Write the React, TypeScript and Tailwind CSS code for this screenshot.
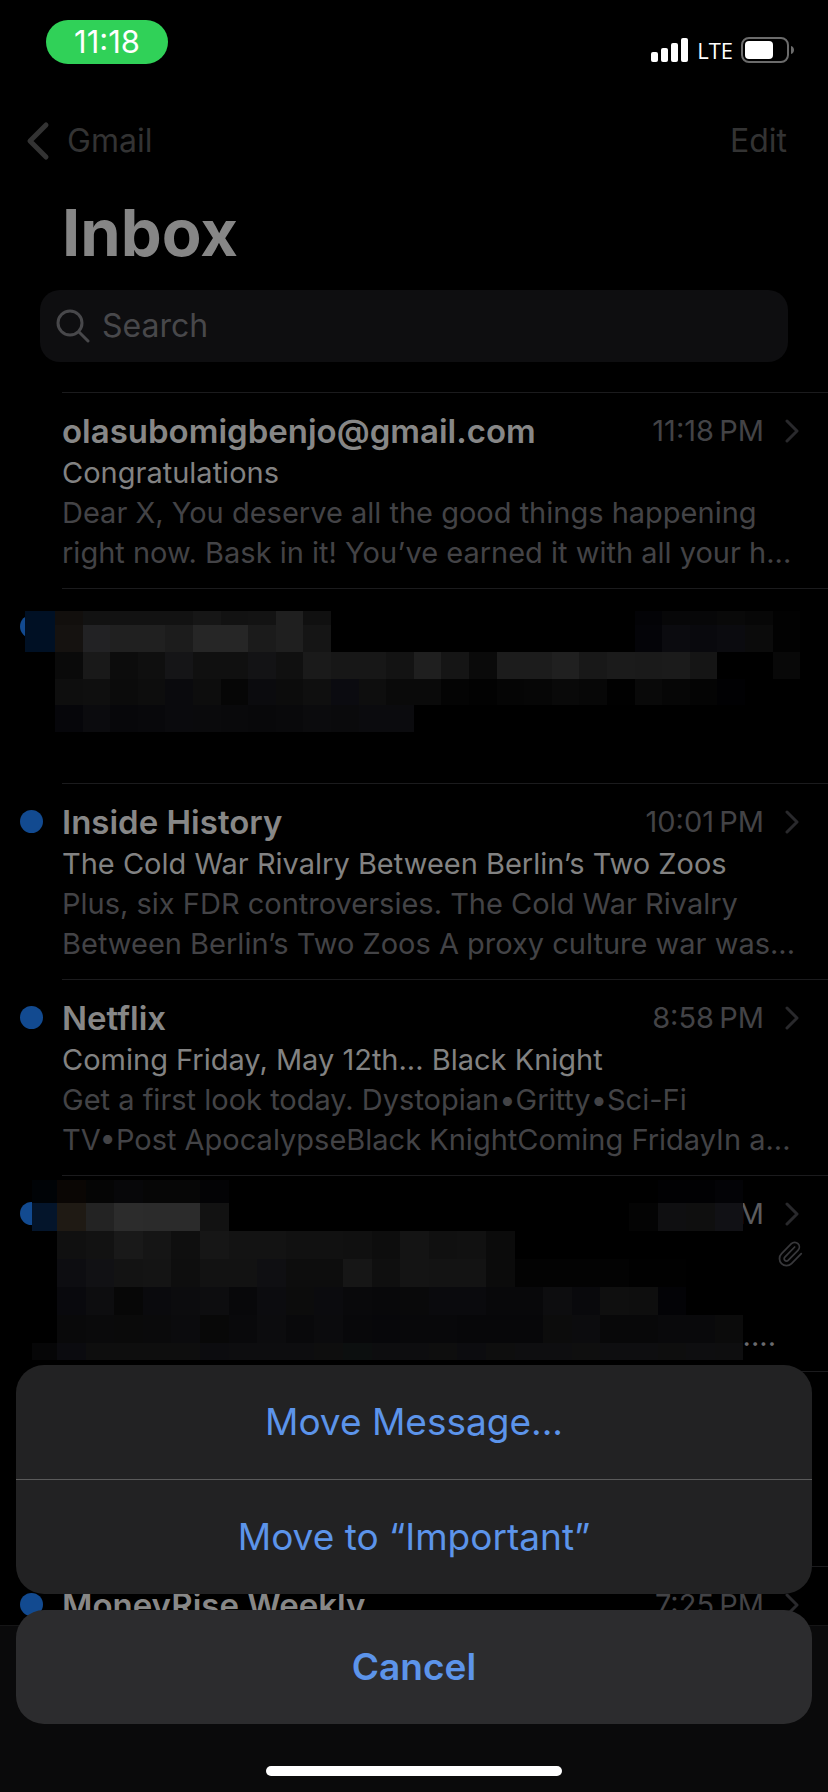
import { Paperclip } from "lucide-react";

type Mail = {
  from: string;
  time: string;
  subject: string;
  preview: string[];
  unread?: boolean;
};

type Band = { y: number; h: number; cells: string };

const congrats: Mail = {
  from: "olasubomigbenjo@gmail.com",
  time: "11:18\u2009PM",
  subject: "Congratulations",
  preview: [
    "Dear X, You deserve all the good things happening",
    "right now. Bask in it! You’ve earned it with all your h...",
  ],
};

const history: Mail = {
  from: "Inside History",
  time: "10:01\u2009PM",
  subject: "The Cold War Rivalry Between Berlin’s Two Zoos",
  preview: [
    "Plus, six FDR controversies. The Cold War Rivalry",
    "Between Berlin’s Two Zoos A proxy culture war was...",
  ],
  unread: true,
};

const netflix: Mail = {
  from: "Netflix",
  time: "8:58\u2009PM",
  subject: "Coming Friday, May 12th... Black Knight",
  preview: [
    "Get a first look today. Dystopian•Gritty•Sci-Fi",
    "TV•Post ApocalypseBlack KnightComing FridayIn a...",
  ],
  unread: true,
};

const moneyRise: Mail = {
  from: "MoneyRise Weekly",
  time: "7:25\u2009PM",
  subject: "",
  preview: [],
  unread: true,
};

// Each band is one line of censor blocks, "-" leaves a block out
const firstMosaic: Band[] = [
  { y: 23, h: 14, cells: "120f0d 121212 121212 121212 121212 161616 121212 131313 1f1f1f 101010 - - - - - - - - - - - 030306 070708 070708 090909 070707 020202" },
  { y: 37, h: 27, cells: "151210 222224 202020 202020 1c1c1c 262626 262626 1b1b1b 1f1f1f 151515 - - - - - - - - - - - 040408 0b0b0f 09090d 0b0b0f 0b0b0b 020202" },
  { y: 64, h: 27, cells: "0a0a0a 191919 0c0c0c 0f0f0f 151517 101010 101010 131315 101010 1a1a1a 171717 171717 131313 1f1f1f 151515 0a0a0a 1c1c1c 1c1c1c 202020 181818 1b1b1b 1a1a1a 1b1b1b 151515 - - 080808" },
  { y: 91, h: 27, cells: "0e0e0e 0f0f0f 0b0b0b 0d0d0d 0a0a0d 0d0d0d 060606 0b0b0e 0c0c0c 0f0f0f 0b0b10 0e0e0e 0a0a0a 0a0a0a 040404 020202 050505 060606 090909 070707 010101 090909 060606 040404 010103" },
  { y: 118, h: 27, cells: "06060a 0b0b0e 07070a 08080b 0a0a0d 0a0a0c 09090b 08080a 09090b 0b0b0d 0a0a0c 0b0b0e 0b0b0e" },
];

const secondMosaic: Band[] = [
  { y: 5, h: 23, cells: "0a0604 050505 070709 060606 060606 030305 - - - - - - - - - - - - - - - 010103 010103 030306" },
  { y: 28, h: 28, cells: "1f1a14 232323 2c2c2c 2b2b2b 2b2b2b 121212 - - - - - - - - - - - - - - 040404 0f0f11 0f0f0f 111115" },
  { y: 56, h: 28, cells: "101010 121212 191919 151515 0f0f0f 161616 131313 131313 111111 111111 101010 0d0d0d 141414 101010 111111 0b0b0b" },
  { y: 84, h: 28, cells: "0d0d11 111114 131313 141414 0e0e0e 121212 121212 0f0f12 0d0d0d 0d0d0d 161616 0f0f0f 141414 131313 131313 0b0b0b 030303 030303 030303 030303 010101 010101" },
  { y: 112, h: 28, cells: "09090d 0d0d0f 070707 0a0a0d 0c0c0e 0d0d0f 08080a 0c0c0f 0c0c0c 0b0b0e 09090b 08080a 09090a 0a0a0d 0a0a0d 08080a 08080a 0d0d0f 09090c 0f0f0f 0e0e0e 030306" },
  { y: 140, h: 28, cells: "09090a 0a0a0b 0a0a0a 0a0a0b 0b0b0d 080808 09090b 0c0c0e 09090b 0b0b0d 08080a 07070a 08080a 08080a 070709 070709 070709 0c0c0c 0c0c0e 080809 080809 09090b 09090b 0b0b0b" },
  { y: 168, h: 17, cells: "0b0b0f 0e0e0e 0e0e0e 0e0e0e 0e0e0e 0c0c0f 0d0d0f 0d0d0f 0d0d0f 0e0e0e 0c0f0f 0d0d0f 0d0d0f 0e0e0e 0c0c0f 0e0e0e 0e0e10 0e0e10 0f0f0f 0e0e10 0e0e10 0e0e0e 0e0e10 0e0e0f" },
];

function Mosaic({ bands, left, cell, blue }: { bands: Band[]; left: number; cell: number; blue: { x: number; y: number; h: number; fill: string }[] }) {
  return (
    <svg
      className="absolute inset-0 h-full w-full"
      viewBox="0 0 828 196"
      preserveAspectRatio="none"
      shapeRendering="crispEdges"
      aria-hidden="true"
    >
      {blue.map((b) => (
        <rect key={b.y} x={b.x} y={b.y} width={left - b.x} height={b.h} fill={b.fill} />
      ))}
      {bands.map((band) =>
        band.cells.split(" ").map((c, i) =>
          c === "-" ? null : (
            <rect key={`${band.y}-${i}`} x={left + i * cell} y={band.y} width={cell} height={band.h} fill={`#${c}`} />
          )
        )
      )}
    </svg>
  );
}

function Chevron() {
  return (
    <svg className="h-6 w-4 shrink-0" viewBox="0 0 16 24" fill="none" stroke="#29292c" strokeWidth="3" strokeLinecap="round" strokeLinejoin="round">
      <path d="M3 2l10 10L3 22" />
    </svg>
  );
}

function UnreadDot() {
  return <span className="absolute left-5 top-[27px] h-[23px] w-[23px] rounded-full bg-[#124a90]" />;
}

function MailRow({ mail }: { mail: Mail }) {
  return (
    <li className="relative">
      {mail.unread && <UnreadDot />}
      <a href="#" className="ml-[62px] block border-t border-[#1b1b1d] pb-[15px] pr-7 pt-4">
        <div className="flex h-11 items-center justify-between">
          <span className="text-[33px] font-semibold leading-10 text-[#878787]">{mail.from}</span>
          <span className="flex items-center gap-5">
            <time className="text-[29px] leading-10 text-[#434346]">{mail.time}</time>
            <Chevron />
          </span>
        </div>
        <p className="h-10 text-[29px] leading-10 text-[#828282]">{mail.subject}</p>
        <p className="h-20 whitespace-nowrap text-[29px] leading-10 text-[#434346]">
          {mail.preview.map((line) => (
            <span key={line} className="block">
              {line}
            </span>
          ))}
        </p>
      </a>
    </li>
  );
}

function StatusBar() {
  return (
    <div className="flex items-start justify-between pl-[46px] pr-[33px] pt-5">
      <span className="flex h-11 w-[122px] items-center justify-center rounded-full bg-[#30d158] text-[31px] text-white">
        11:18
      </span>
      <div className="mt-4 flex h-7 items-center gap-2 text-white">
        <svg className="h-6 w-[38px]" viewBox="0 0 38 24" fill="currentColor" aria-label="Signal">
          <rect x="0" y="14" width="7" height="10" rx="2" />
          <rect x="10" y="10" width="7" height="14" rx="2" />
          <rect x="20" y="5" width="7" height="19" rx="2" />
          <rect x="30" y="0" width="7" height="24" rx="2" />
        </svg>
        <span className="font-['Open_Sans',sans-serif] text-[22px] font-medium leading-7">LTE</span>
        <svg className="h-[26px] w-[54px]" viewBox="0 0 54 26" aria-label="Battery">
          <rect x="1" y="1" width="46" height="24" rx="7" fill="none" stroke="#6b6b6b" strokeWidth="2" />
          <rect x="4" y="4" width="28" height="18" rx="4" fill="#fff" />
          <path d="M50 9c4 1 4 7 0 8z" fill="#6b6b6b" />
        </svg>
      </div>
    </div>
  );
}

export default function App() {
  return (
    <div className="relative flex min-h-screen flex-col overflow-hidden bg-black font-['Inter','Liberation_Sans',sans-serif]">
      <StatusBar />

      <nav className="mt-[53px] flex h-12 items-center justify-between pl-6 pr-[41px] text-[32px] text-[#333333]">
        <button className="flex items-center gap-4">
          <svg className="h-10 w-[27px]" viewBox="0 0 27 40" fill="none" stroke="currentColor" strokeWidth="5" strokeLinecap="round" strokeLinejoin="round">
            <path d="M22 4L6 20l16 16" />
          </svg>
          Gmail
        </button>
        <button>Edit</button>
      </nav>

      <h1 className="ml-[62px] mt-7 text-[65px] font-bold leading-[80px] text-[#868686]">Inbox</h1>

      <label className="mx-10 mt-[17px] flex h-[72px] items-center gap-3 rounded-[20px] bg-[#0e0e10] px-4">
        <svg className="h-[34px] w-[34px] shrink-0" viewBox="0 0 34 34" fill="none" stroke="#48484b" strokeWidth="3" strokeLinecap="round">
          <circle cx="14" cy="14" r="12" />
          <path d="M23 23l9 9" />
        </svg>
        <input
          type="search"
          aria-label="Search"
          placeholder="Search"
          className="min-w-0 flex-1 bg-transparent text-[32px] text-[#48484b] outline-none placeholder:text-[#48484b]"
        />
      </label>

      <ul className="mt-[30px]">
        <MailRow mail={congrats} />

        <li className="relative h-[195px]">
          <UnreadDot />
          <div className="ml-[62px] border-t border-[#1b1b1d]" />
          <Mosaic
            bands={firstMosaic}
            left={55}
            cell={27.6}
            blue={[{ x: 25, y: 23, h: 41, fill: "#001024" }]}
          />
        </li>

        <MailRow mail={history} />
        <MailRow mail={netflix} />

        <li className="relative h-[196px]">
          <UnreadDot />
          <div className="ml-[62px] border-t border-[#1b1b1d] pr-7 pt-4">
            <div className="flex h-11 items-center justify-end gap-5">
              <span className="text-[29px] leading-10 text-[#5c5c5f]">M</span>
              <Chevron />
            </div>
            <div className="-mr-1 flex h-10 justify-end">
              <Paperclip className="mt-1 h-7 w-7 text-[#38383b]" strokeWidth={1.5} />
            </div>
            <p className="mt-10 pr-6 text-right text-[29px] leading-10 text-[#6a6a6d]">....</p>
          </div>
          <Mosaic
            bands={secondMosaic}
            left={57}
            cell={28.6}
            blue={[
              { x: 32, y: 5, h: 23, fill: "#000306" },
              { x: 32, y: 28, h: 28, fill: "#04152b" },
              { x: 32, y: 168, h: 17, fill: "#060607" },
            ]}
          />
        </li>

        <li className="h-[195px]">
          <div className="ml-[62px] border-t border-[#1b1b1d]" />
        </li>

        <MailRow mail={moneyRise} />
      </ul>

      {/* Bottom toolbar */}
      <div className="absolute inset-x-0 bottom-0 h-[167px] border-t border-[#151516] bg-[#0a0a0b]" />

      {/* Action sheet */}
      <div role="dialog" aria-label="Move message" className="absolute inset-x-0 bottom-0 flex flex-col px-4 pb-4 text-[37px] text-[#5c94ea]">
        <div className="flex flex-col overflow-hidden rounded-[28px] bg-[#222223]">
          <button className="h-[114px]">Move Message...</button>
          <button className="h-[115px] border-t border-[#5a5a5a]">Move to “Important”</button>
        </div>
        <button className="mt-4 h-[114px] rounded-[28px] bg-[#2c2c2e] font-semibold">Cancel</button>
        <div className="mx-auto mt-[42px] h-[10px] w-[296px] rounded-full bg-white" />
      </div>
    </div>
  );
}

════════════════

**REQUIRED WORK:** Leave the pictures out and please restate exactly the lines running from the start of the material through the one with "number; cells: string".

**EXERCISE ANSWER:**
Write the React, TypeScript and Tailwind CSS code for this screenshot.
import { Paperclip } from "lucide-react";

type Mail = {
  from: string;
  time: string;
  subject: string;
  preview: string[];
  unread?: boolean;
};

type Band = { y: number; h: number; cells: string };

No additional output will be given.